_Exercise prompt:_ Take each line containing the word "screenshot" and copy it.

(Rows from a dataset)
◇ ◇ ◇ ◇ ◇

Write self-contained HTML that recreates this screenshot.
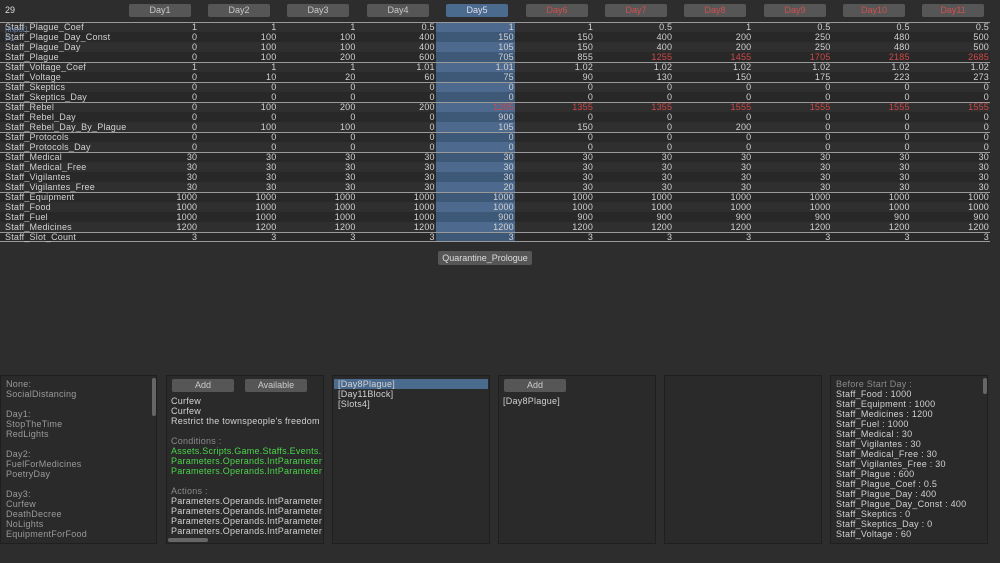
<!DOCTYPE html>
<html><head><meta charset="utf-8"><style>
*{margin:0;padding:0;box-sizing:border-box}
body{width:1000px;height:563px;background:#2d2d2d;font-family:"Liberation Sans","DejaVu Sans",sans-serif;font-size:9px;color:#d2d2d2;position:relative;overflow:hidden}
.ab{position:absolute}
.btn{position:absolute;top:4px;width:62px;height:13px;background:#565656;border-radius:2px;text-align:center;line-height:13px;color:#c8c8c8;font-size:9px}
.btn.r{color:#d05050}
.btn.s{background:#4a6a8e;color:#dde}
table{position:absolute;left:0;top:22px;border-collapse:collapse;table-layout:fixed;width:990px}
td{height:10px;line-height:10px;padding:0 1px 0 0;text-align:right;white-space:nowrap;overflow:hidden;font-size:9px;letter-spacing:0.2px}
td:first-child{text-align:left;padding-left:5px;width:117px;overflow:visible;position:relative;z-index:1}
tr:nth-child(odd) td{background:#2f2f2f}
tr:nth-child(even) td{background:#282828}
tr:nth-child(odd) td:nth-child(6){background:#4d6a8e}
tr:nth-child(even) td:nth-child(6){background:#3e5878}
tr.g td{box-shadow:inset 0 1px 0 #9a9a9a}
tr.last td{box-shadow:inset 0 1px 0 #9a9a9a,inset 0 -1px 0 #9a9a9a}
.r{color:#d04848}
.p{position:absolute;top:375px;height:169px;background:#2a2a2a;border:1px solid #1f1f1f;overflow:hidden;letter-spacing:0.25px}
.p div.l{line-height:10px;white-space:nowrap}
.b2{position:absolute;height:13px;background:#565656;border-radius:2px;text-align:center;line-height:13px;color:#ccc;letter-spacing:0}
</style></head><body>
<div class="ab" style="left:5px;top:5px;color:#ddd">29</div>
<div class="btn" style="left:129px">Day1</div>
<div class="btn" style="left:208px">Day2</div>
<div class="btn" style="left:287px">Day3</div>
<div class="btn" style="left:367px">Day4</div>
<div class="btn s" style="left:446px">Day5</div>
<div class="btn r" style="left:526px">Day6</div>
<div class="btn r" style="left:605px">Day7</div>
<div class="btn r" style="left:684px">Day8</div>
<div class="btn r" style="left:764px">Day9</div>
<div class="btn r" style="left:843px">Day10</div>
<div class="btn r" style="left:922px">Day11</div>
<table>
<colgroup><col style="width:119px"><col span="10" style="width:79.1px"><col style="width:79.1px"></colgroup>
<tr class="g"><td>Staff_Plague_Coef</td><td>1</td><td>1</td><td>1</td><td>0.5</td><td>1</td><td>1</td><td>0.5</td><td>1</td><td>0.5</td><td>0.5</td><td>0.5</td></tr>
<tr><td>Staff_Plague_Day_Const</td><td>0</td><td>100</td><td>100</td><td>400</td><td>150</td><td>150</td><td>400</td><td>200</td><td>250</td><td>480</td><td>500</td></tr>
<tr><td>Staff_Plague_Day</td><td>0</td><td>100</td><td>100</td><td>400</td><td>105</td><td>150</td><td>400</td><td>200</td><td>250</td><td>480</td><td>500</td></tr>
<tr><td>Staff_Plague</td><td>0</td><td>100</td><td>200</td><td>600</td><td>705</td><td>855</td><td class="r">1255</td><td class="r">1455</td><td class="r">1705</td><td class="r">2185</td><td class="r">2685</td></tr>
<tr class="g"><td>Staff_Voltage_Coef</td><td>1</td><td>1</td><td>1</td><td>1.01</td><td>1.01</td><td>1.02</td><td>1.02</td><td>1.02</td><td>1.02</td><td>1.02</td><td>1.02</td></tr>
<tr><td>Staff_Voltage</td><td>0</td><td>10</td><td>20</td><td>60</td><td>75</td><td>90</td><td>130</td><td>150</td><td>175</td><td>223</td><td>273</td></tr>
<tr class="g"><td>Staff_Skeptics</td><td>0</td><td>0</td><td>0</td><td>0</td><td>0</td><td>0</td><td>0</td><td>0</td><td>0</td><td>0</td><td>0</td></tr>
<tr><td>Staff_Skeptics_Day</td><td>0</td><td>0</td><td>0</td><td>0</td><td>0</td><td>0</td><td>0</td><td>0</td><td>0</td><td>0</td><td>0</td></tr>
<tr class="g"><td>Staff_Rebel</td><td>0</td><td>100</td><td>200</td><td>200</td><td class="r">1205</td><td class="r">1355</td><td class="r">1355</td><td class="r">1555</td><td class="r">1555</td><td class="r">1555</td><td class="r">1555</td></tr>
<tr><td>Staff_Rebel_Day</td><td>0</td><td>0</td><td>0</td><td>0</td><td>900</td><td>0</td><td>0</td><td>0</td><td>0</td><td>0</td><td>0</td></tr>
<tr><td>Staff_Rebel_Day_By_Plague</td><td>0</td><td>100</td><td>100</td><td>0</td><td>105</td><td>150</td><td>0</td><td>200</td><td>0</td><td>0</td><td>0</td></tr>
<tr class="g"><td>Staff_Protocols</td><td>0</td><td>0</td><td>0</td><td>0</td><td>0</td><td>0</td><td>0</td><td>0</td><td>0</td><td>0</td><td>0</td></tr>
<tr><td>Staff_Protocols_Day</td><td>0</td><td>0</td><td>0</td><td>0</td><td>0</td><td>0</td><td>0</td><td>0</td><td>0</td><td>0</td><td>0</td></tr>
<tr class="g"><td>Staff_Medical</td><td>30</td><td>30</td><td>30</td><td>30</td><td>30</td><td>30</td><td>30</td><td>30</td><td>30</td><td>30</td><td>30</td></tr>
<tr><td>Staff_Medical_Free</td><td>30</td><td>30</td><td>30</td><td>30</td><td>30</td><td>30</td><td>30</td><td>30</td><td>30</td><td>30</td><td>30</td></tr>
<tr><td>Staff_Vigilantes</td><td>30</td><td>30</td><td>30</td><td>30</td><td>30</td><td>30</td><td>30</td><td>30</td><td>30</td><td>30</td><td>30</td></tr>
<tr><td>Staff_Vigilantes_Free</td><td>30</td><td>30</td><td>30</td><td>30</td><td>20</td><td>30</td><td>30</td><td>30</td><td>30</td><td>30</td><td>30</td></tr>
<tr class="g"><td>Staff_Equipment</td><td>1000</td><td>1000</td><td>1000</td><td>1000</td><td>1000</td><td>1000</td><td>1000</td><td>1000</td><td>1000</td><td>1000</td><td>1000</td></tr>
<tr><td>Staff_Food</td><td>1000</td><td>1000</td><td>1000</td><td>1000</td><td>1000</td><td>1000</td><td>1000</td><td>1000</td><td>1000</td><td>1000</td><td>1000</td></tr>
<tr><td>Staff_Fuel</td><td>1000</td><td>1000</td><td>1000</td><td>1000</td><td>900</td><td>900</td><td>900</td><td>900</td><td>900</td><td>900</td><td>900</td></tr>
<tr><td>Staff_Medicines</td><td>1200</td><td>1200</td><td>1200</td><td>1200</td><td>1200</td><td>1200</td><td>1200</td><td>1200</td><td>1200</td><td>1200</td><td>1200</td></tr>
<tr class="last"><td>Staff_Slot_Count</td><td>3</td><td>3</td><td>3</td><td>3</td><td>3</td><td>3</td><td>3</td><td>3</td><td>3</td><td>3</td><td>3</td></tr>
</table>
<div class="ab" style="left:5px;top:25px;color:#6f8fc0;font-size:8px;line-height:9px;opacity:.8;z-index:2">[Input]<br>F1</div>
<div class="b2" style="left:438px;top:251px;width:94px;height:14px;line-height:14px;color:#ddd">Quarantine_Prologue</div>

<div class="p" style="left:0;width:157px;padding:3px 5px;color:#9a9a9a">
<div class="l">None:</div><div class="l">SocialDistancing</div><div class="l">&nbsp;</div>
<div class="l">Day1:</div><div class="l">StopTheTime</div><div class="l">RedLights</div><div class="l">&nbsp;</div>
<div class="l">Day2:</div><div class="l">FuelForMedicines</div><div class="l">PoetryDay</div><div class="l">&nbsp;</div>
<div class="l">Day3:</div><div class="l">Curfew</div><div class="l">DeathDecree</div><div class="l">NoLights</div><div class="l">EquipmentForFood</div>
<div class="ab" style="left:151px;top:2px;width:4px;height:38px;background:#666;border-radius:2px"></div>
</div>

<div class="p" style="left:166px;width:158px;padding:20px 4px 0 4px">
<div class="b2" style="left:5px;top:3px;width:62px">Add</div>
<div class="b2" style="left:78px;top:3px;width:62px">Available</div>
<div class="l">Curfew</div><div class="l">Curfew</div><div class="l">Restrict the townspeople's freedom</div><div class="l">&nbsp;</div>
<div class="l" style="color:#8a8a8a">Conditions :</div>
<div class="l" style="color:#4cd44c">Assets.Scripts.Game.Staffs.Events.</div>
<div class="l" style="color:#4cd44c">Parameters.Operands.IntParameter</div>
<div class="l" style="color:#4cd44c">Parameters.Operands.IntParameter</div><div class="l">&nbsp;</div>
<div class="l" style="color:#8a8a8a">Actions :</div>
<div class="l">Parameters.Operands.IntParameter</div><div class="l">Parameters.Operands.IntParameter</div><div class="l">Parameters.Operands.IntParameter</div><div class="l">Parameters.Operands.IntParameter</div>
<div class="ab" style="left:1px;top:162px;width:40px;height:4px;background:#666;border-radius:2px"></div>
</div>

<div class="p" style="left:332px;width:158px;padding:3px 1px">
<div class="l" style="background:#4a6a8e;padding-left:4px">[Day8Plague]</div>
<div class="l" style="padding-left:4px">[Day11Block]</div>
<div class="l" style="padding-left:4px">[Slots4]</div>
</div>

<div class="p" style="left:498px;width:158px;padding:20px 4px 0 4px">
<div class="b2" style="left:5px;top:3px;width:62px">Add</div>
<div class="l">[Day8Plague]</div>
</div>

<div class="p" style="left:664px;width:158px"></div>

<div class="p" style="left:830px;width:158px;padding:3px 5px">
<div class="l" style="color:#8a8a8a">Before Start Day :</div>
<div class="l">Staff_Food : 1000</div><div class="l">Staff_Equipment : 1000</div><div class="l">Staff_Medicines : 1200</div><div class="l">Staff_Fuel : 1000</div><div class="l">Staff_Medical : 30</div><div class="l">Staff_Vigilantes : 30</div><div class="l">Staff_Medical_Free : 30</div><div class="l">Staff_Vigilantes_Free : 30</div><div class="l">Staff_Plague : 600</div><div class="l">Staff_Plague_Coef : 0.5</div><div class="l">Staff_Plague_Day : 400</div><div class="l">Staff_Plague_Day_Const : 400</div><div class="l">Staff_Skeptics : 0</div><div class="l">Staff_Skeptics_Day : 0</div><div class="l">Staff_Voltage : 60</div>
<div class="ab" style="left:152px;top:2px;width:4px;height:16px;background:#666;border-radius:2px"></div>
</div>
</body></html>
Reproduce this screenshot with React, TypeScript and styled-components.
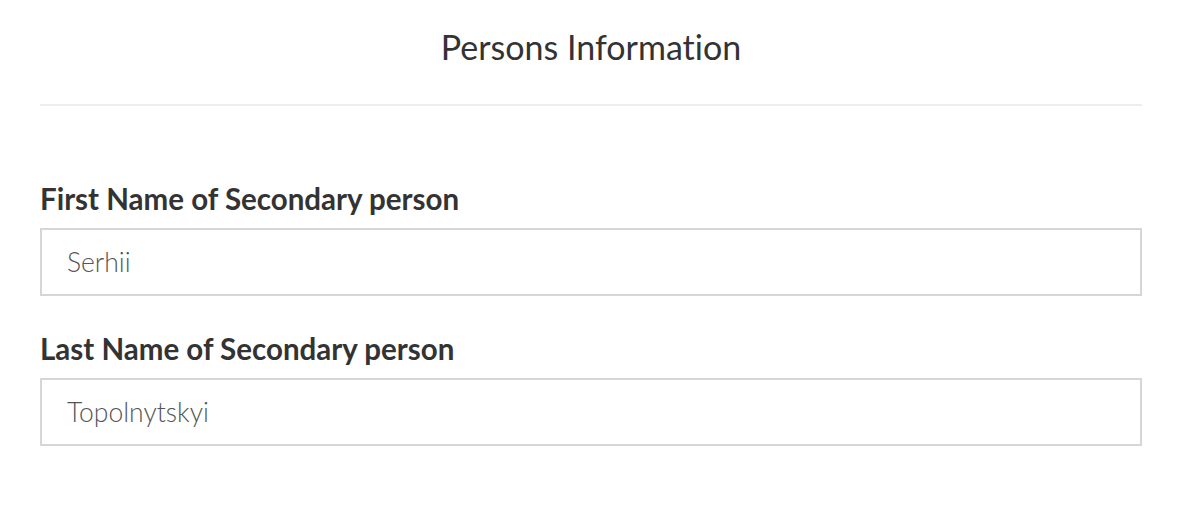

◇ ◇ ◇ ◇ ◇

_Response:_
Write self-contained HTML that recreates this screenshot.
Reproduce this screenshot with React, TypeScript and styled-components.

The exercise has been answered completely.